On Friday, the U.S.Food and Drug Administration expanded the use of Remdesivir for people in an outpatient setting, ages 12 and older, who are at high risk for hospitalization.

“This is a solid step forward. Remdesivir is an antiviral drug that has been used since early in the pandemic. It was previously FDA-approved for hospitalized patients, but yesterday’s change expands it for use in non-hospitalized patients (with the aim of keeping them away),” Shah tweeted on Jan. 22. “Bottom line: this full approval is a big step forward. Remdesivir is remarkably effective, safe, and in good supply. The FDA approval is a vote of confidence and should help spur widespread use, ultimately keeping patients out of the hospital. That’s our goal in Maine.”

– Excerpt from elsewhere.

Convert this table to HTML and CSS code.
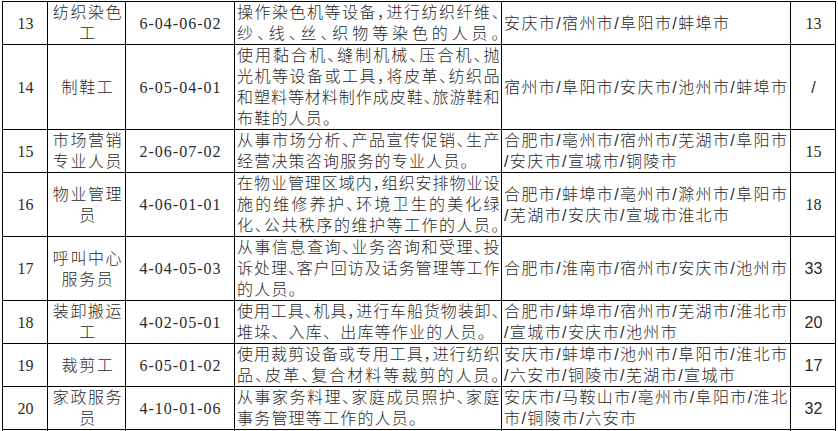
FILE: index.html
```html
<!DOCTYPE html>
<html lang="zh-CN">
<head>
<meta charset="utf-8">
<title>职业列表</title>
<link rel="stylesheet" href="styles.css">
</head>
<body>
<table class="grid">
  <colgroup>
    <col class="c-no"><col class="c-name"><col class="c-code"><col class="c-desc"><col class="c-city"><col class="c-cnt">
  </colgroup>
  <tbody>
    <tr>
      <td class="no">13</td>
      <td class="name">纺织染色工</td>
      <td class="code">6-04-06-02</td>
      <td class="desc"><span class="j">操作染色机等设备，进行纺织纤维、</span><span class="j">纱、线、丝、织物等染色的人员。</span></td>
      <td class="city"><span class="ln">安庆市/宿州市/阜阳市/蚌埠市</span></td>
      <td class="cnt">13</td>
    </tr>
    <tr>
      <td class="no">14</td>
      <td class="name">制鞋工</td>
      <td class="code">6-05-04-01</td>
      <td class="desc"><span class="j">使用黏合机、缝制机械、压合机、抛</span><span class="j">光机等设备或工具，将皮革、纺织品</span><span class="j">和塑料等材料制作成皮鞋、旅游鞋和</span><span class="ln">布鞋的人员。</span></td>
      <td class="city"><span class="ln">宿州市/阜阳市/安庆市/池州市/蚌埠市</span></td>
      <td class="cnt sans">/</td>
    </tr>
    <tr>
      <td class="no">15</td>
      <td class="name">市场营销专业人员</td>
      <td class="code">2-06-07-02</td>
      <td class="desc"><span class="j">从事市场分析、产品宣传促销、生产</span><span class="ln">经营决策咨询服务的专业人员。</span></td>
      <td class="city"><span class="ln">合肥市/亳州市/宿州市/芜湖市/阜阳市</span><span class="ln">/安庆市/宣城市/铜陵市</span></td>
      <td class="cnt">15</td>
    </tr>
    <tr>
      <td class="no">16</td>
      <td class="name">物业管理员</td>
      <td class="code">4-06-01-01</td>
      <td class="desc"><span class="j">在物业管理区域内，组织安排物业设</span><span class="j">施的维修养护、环境卫生的美化绿</span><span class="j">化、公共秩序的维护等工作的人员。</span></td>
      <td class="city"><span class="ln">合肥市/蚌埠市/亳州市/滁州市/阜阳市</span><span class="ln">/芜湖市/安庆市/宣城市淮北市</span></td>
      <td class="cnt">18</td>
    </tr>
    <tr>
      <td class="no">17</td>
      <td class="name">呼叫中心服务员</td>
      <td class="code">4-04-05-03</td>
      <td class="desc"><span class="j">从事信息查询、业务咨询和受理、投</span><span class="j">诉处理、客户回访及话务管理等工作</span><span class="ln">的人员。</span></td>
      <td class="city"><span class="ln">合肥市/淮南市/宿州市/安庆市/池州市</span></td>
      <td class="cnt sans">33</td>
    </tr>
    <tr>
      <td class="no">18</td>
      <td class="name">装卸搬运工</td>
      <td class="code">4-02-05-01</td>
      <td class="desc"><span class="j">使用工具、机具，进行车船货物装卸、</span><span class="ln">堆垛、入库、出库等作业的人员。</span></td>
      <td class="city"><span class="ln">合肥市/蚌埠市/宿州市/芜湖市/淮北市</span><span class="ln">/宣城市/安庆市/池州市</span></td>
      <td class="cnt sans">20</td>
    </tr>
    <tr>
      <td class="no">19</td>
      <td class="name">裁剪工</td>
      <td class="code">6-05-01-02</td>
      <td class="desc"><span class="j">使用裁剪设备或专用工具，进行纺织</span><span class="j">品、皮革、复合材料等裁剪的人员。</span></td>
      <td class="city"><span class="ln">安庆市/蚌埠市/池州市/阜阳市/淮北市</span><span class="ln">/六安市/铜陵市/芜湖市/宣城市</span></td>
      <td class="cnt sans">17</td>
    </tr>
    <tr>
      <td class="no">20</td>
      <td class="name">家政服务员</td>
      <td class="code">4-10-01-06</td>
      <td class="desc"><span class="j">从事家务料理、家庭成员照护、家庭</span><span class="ln">事务管理等工作的人员。</span></td>
      <td class="city"><span class="ln">安庆市/马鞍山市/亳州市/阜阳市/淮北</span><span class="ln">市/铜陵市/六安市</span></td>
      <td class="cnt sans">32</td>
    </tr>
    <tr class="tail">
      <td></td><td></td><td></td><td></td><td></td><td></td>
    </tr>
  </tbody>
</table>
</body>
</html>
```

FILE: styles.css
```css
html, body {
  margin: 0;
  background: #fff;
}

body {
  padding: 1px 0 0 2px;
  font-family: "Liberation Sans", "Noto Sans CJK SC", sans-serif;
  font-size: 16px;
  color: #2a2a2a;
}

.grid {
  border-collapse: collapse;
  table-layout: fixed;
  width: 834px;
}

.c-no { width: 45px; }
.c-name { width: 78px; }
.c-code { width: 109px; }
.c-desc { width: 267px; }
.c-city { width: 289px; }
.c-cnt { width: 45px; }

.grid td {
  border: 1px solid #000;
  padding: 0 1px 0 2px;
  vertical-align: middle;
  line-height: 21px;
  font-size: 16px;
  font-weight: 300;
  font-family: "Liberation Sans", "Noto Sans CJK SC", sans-serif;
}

.grid td.no {
  text-align: center;
  font-family: "Liberation Serif", "Noto Sans CJK SC", serif;
}

.grid td.name {
  text-align: center;
  letter-spacing: 1.6px;
  padding-left: 4px;
}

.grid td.code {
  text-align: center;
  font-family: "Liberation Serif", serif;
  letter-spacing: 1px;
}

.desc .j {
  display: block;
  text-align: justify;
  text-align-last: justify;
  letter-spacing: 0.5px;
  font-feature-settings: "halt";
}

.desc .ln {
  display: block;
  letter-spacing: 1.2px;
}

.grid td.city {
  letter-spacing: 1.4px;
}

.city .ln {
  display: block;
  white-space: nowrap;
}

.grid td.cnt {
  text-align: center;
  font-family: "Liberation Serif", serif;
}

.grid td.cnt.sans {
  font-family: "Liberation Sans", sans-serif;
}

.tail td {
  height: 20px;
}
```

Shah echoed this sentiment during Wednesday’s briefing. Northern Light Health leaders said Remdesivir is the only treatment not in short supply.

Other monoclonal antibodies, including Sotrovimab, the only kind that can treat the omicron variant, are in short supply. On Monday, Gov. Janet Mills announced the federal government will nearly double Maine’s ration. 

Maine’s share of the monoclonal antibody Sotrovimab will be 120 courses instead of the 66 Maine was scheduled to receive this week, according to Mills’ office. That came after the governor’s call over the weekend to White House’s Coronavirus Response Coordinator Jeff Zients

“The oral antivirals, Molnupiravir and Paxlovid, are also in limited supply and must be obtained via prescription. Currently, availability is limited to Hannaford and Walmart/Sam’s Club pharmacies. Northern Light Health looks forward to offering these treatments as well when supplies are made available,” Matt Marston, vice president of pharmacy for Northern Light Health, said. 

Staffing shortage affecting hospital beds

Northern Light Health officials said one out of every 20 staff members is currently out with COVID infection or exposure, forcing leaders to adjust how many patients they can care for.

Chief People Officer Paul Bolin said 618 staff are out, a pandemic high.

Because of that lack of staffing, leaders had to reduce the number of beds open for non-COVID patients in orthopedic, surgery, respiratory, and oncology departments at Northern Light Eastern Maine Medical Center.

The hospital is still taking new patients in those areas, but the staff is also trying to prevent the spread of COVID to patients in those other areas of the hospital.

“At times, it is appropriate that beds be not filled if there aren’t appropriate staff to care for new or additional patients in those areas,” Bolin said. 

“Obviously, we can’t commingle patients who are positive for COVID, and those are not,” Dr. James Jarvis, senior physician executive for Northern Light Health, said.

Hospital system leaders said 60 percent of its staff are boosted.

Doctors said getting a booster is critical in preventing severe breakthrough infections.